Em minha opinião, nosso problema é de informação, de as pessoas saberem onde estão pisando, o que vem por cima delas. É um desastre, porque quem domina os grandes meios de comunicação é o próprio sistema, que não deixa passar nada. Contamos com parte da mídia, mas ainda é pouco pra chegar na massa manipulada pela maior parte dos meios de comunicação.
Como, finalmente, enxerga o atual governo frente a esta discussão – um governo que, ressalte-se, tantas vezes chegou a propor uma reforma política como forma de enfrentar a onda de descontentamento e protestos que se intensificou a partir de 2013?

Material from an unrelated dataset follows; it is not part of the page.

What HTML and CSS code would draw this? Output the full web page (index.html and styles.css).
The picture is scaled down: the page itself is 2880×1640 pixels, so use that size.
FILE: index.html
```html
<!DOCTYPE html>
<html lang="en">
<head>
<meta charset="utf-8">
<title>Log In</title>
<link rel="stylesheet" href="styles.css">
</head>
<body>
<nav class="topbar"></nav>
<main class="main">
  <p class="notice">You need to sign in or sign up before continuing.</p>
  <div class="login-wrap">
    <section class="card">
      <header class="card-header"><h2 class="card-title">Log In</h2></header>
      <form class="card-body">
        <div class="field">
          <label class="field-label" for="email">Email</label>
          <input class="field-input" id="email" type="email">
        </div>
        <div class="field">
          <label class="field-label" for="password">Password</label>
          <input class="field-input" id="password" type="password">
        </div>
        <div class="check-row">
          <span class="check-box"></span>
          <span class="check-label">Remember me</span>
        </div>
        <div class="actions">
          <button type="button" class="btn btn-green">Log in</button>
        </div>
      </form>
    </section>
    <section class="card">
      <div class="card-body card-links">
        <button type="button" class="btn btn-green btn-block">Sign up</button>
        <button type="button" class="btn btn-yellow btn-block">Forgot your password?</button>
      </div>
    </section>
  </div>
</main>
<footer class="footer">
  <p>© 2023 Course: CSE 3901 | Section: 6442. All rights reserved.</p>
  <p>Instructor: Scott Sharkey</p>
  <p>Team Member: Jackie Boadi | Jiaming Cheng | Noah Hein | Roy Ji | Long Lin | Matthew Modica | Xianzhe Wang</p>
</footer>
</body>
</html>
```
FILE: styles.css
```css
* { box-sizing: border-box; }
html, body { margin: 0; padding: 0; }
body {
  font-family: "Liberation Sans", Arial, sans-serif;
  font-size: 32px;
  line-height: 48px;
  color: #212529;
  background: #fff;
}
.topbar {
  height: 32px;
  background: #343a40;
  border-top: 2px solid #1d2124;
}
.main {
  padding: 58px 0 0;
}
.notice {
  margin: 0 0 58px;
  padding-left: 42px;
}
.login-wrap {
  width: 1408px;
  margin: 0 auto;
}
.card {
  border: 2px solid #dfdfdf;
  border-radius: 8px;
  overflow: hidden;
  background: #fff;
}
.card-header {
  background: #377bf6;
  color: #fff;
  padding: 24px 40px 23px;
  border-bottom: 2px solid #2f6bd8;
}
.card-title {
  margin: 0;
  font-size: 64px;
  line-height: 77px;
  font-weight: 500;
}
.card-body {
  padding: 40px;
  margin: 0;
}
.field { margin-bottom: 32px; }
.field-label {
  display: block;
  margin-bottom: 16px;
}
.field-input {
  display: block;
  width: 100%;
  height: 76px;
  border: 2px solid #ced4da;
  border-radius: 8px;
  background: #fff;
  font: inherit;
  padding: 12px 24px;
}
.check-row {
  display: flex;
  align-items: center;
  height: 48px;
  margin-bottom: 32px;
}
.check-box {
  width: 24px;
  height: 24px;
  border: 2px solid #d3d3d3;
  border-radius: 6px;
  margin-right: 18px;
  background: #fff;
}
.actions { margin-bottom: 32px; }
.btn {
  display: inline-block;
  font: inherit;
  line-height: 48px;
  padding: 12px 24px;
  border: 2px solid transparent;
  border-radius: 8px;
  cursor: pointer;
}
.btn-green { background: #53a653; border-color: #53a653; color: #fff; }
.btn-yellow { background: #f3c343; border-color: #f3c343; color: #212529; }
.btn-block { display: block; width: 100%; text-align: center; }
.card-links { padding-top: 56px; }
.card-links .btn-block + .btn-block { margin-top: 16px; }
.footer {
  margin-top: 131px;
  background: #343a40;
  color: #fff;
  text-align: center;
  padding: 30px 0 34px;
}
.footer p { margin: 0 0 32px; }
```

O PT, no fundo, perdeu uma oportunidade histórica. É uma pena. Eu mesmo fui vereador pelo PT e saí num momento em que senti o partido ser engolido pela cultura política nacional e virar um partido como os outros. Caiu, descambou, transformou-se num partido eleitoral, que luta pra conquistar lugares, postos no executivo e legislativo.

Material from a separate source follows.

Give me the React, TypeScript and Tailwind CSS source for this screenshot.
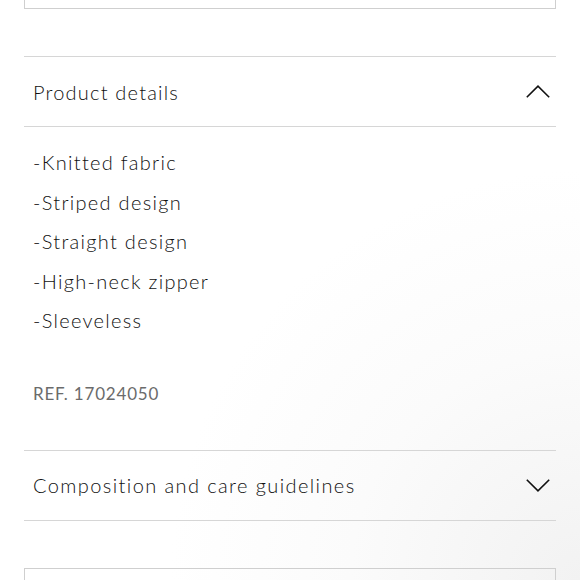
const items = ['-Knitted fabric', '-Striped design', '-Straight design', '-High-neck zipper', '-Sleeveless']

function Chevron({ up }: { up?: boolean }) {
  return (
    <svg width="24" height="13" viewBox="0 0 24 13" fill="none" className="text-[#111]">
      {up ? (
        <path d="M0.8 12.2 L12 1.2 L23.2 12.2" stroke="currentColor" strokeWidth="1.6" />
      ) : (
        <path d="M0.8 0.8 L12 11.8 L23.2 0.8" stroke="currentColor" strokeWidth="1.6" />
      )}
    </svg>
  )
}

export default function App() {
  return (
    <div className="w-[580px] h-[580px] overflow-hidden bg-[radial-gradient(ellipse_at_100%_100%,#f2f2f2_0%,#fbfbfb_28%,#ffffff_50%)] font-['Lato',sans-serif] text-[#111]">
      {/* previous block */}
      <div className="mx-6 h-[9px] border border-t-0 border-[#cfcfcf]" />

      <div className="mx-6 mt-[47px] border-t border-[#d6d6d6]">
        <div className="h-[69px] flex items-center justify-between pl-[9px] pr-[6px]">
          <span className="text-[20px] font-light tracking-[1.2px]">Product details</span>
          <Chevron up />
        </div>
        <div className="border-t border-[#d6d6d6] pl-[9px] pt-[16px] pb-[46px]">
          <ul>
            {items.map((t) => (
              <li key={t} className="text-[20px] font-light leading-[39.5px] tracking-[1.3px]">
                {t}
              </li>
            ))}
          </ul>
          <p className="mt-[43px] text-[17px] leading-[20px] font-normal tracking-[0.8px] text-[#6b6b6b]">
            REF. 17024050
          </p>
        </div>
        <div className="border-t border-[#d6d6d6] h-[70px] flex items-center justify-between pl-[9px] pr-[6px]">
          <span className="text-[20px] font-light tracking-[1.4px]">Composition and care guidelines</span>
          <Chevron />
        </div>
        <div className="border-t border-[#d6d6d6]" />
      </div>

      <div className="mx-6 mt-[47px] h-[40px] border border-b-0 border-[#cfcfcf]" />
    </div>
  )
}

Mas a mudança, de fato, não está mais no horizonte do partido. É difícil recuperar as origens e bandeiras. Outros partidos aparecem, mas sem força pra colocar a discussão… Aliás, outro ponto a ser revisto é a forma como se constituem os partidos, as regras de coligações etc.
O PT entrou no bolo geral e foi vencido pela lógica do pragmatismo, na qual o objetivo é chegar ao poder. Se for preciso vencer eleições, o partido se esforça para isso e pronto. E assim vale tudo, inclusive dinheiro tirado indevidamente de cofres coletivos, e não individuais ou partidários.

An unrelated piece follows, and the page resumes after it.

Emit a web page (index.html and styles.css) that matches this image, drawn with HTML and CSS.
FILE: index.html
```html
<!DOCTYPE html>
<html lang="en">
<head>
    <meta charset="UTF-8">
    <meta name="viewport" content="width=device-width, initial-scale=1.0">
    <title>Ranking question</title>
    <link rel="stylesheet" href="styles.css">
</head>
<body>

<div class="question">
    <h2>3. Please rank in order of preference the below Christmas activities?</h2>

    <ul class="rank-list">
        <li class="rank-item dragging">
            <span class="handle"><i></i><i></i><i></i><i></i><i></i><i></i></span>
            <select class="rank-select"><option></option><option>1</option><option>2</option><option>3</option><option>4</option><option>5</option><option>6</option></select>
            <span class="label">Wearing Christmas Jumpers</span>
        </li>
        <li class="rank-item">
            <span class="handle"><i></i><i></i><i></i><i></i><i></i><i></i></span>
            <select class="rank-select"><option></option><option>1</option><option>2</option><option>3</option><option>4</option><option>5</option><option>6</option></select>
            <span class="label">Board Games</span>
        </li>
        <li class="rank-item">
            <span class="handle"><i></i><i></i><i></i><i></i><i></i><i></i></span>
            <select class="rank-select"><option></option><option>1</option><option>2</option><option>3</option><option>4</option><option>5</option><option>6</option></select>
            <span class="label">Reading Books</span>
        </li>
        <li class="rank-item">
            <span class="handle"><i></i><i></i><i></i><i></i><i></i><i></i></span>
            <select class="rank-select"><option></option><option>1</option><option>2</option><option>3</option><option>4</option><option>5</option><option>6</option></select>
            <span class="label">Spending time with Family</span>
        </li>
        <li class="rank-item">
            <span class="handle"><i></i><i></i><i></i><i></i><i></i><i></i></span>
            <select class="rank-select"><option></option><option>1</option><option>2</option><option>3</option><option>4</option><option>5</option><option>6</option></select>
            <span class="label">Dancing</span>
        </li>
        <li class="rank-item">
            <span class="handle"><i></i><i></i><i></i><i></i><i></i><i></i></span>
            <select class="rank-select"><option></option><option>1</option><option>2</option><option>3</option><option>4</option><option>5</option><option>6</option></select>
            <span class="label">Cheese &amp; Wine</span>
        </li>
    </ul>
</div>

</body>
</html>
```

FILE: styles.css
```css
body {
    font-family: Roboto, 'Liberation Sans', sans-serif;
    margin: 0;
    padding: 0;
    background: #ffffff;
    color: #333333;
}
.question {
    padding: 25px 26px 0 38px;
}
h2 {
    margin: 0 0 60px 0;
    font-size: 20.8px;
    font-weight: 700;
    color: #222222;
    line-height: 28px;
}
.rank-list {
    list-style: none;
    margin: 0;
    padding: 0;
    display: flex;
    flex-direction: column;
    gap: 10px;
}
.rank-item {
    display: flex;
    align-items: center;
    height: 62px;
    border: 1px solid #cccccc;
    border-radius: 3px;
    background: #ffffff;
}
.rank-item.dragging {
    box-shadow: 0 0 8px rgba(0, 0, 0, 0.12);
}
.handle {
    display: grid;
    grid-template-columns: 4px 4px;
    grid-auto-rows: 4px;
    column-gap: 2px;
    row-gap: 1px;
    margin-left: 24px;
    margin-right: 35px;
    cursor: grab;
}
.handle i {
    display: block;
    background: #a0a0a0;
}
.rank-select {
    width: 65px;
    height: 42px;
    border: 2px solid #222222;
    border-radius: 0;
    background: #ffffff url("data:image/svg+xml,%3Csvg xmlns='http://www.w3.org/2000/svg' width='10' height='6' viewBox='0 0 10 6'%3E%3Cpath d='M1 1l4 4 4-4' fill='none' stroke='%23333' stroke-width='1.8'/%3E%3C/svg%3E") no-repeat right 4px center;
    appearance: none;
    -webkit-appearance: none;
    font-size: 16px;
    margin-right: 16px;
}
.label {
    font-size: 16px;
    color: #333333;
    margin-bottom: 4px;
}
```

Na minha opinião, a passagem do PT é muito profunda, e já a denunciei há anos. São 10 ou 15 anos em que outra cultura política, do Brasil tradicional, totalmente pervertida em relação à democracia, entrou no partido. E é muito difícil, agora, mudar. Mas se os companheiros do partido fizerem tal mudança, serão saudados com muita alegria.
Temos de fazer a reforma política para valorizar o controle da sociedade civil, através de organizações e movimentos sociais, que precisam ter mais voz e peso nos processos decisórios. Trata-se de contar menos com os partidos e mais com a organização da sociedade civil autônoma, horizontal, com perspectivas de mudar as atuais regras do jogo.